Numerical Data-Processing Simulations of Microarcsecond Classical and Relativistic Effects in Space Astrometry

The accuracy of astrometric observations conducted via a space-borne optical interferometer orbiting the Earth is expected to approach a few microarcseconds. Data processing of such extremely high-precision measurements requires access to a rigorous relativistic model of light ray propagation developed in the framework of General Relativity. The data-processing of the space interferometric observations must rely upon the theory of general-relativistic transformations between the spacecraft, geocentric, and solar barycentric reference systems allowing unique and unambiguous interpretation of the stellar aberration and parallax effects. On the other hand, the algorithm must also include physically adequate treatment of the relativistic effect of light deflection caused by the spherically-symmetric (monopole-dependent) part of the gravitational field of the Sun and planets as well as the quadrupole- and spin-dependent counterparts of it. In some particular cases the gravitomagnetic field induced by the translational motion of the Sun and planets should be also taken into account for unambigious prediction of the light-ray deflection angle.
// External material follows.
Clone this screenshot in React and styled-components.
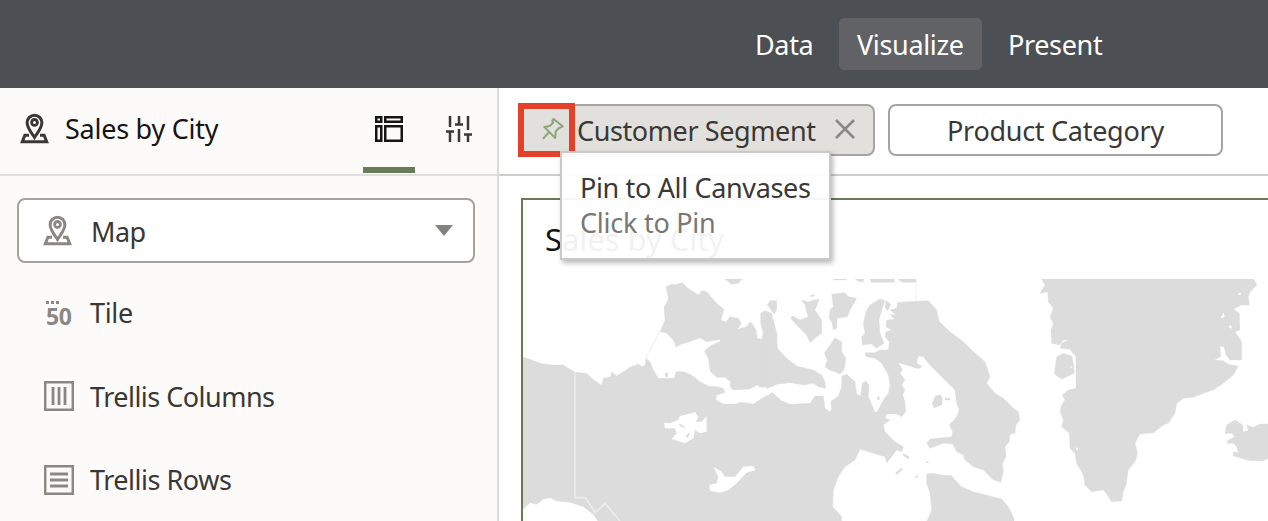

In the present paper we describe the corresponding software program to take into account all classical (proper motion, parallax, etc.) and relativistic (aberration, deflection of light) effects up to the microarcsecond threshold and demonstrate, using numerical simulations, how observations of stars and/or quasars conducted on board a space optical interferometer orbiting the Earth can be processed and disentangled. For numerical simulations the spacecraft orbital parameters and the telescope optical-system-characteristics have been taken to be similar to those in the Hipparcos mission. The performed numerical data analysis verifies that the relativistic algorithm chosen for data processing is convergent and can be used in practice to determine astronomical coordinates and proper motions of stars (quasars) with the required microarcsecond precision. Results shown in the paper have been obtained with a rather small number of stars (a few thousand). Simulations based on a much larger number of stars, e.g., from the Guide Star Catalogue used to model original observations will give more complete information about potential abilities of the space astrometric missions.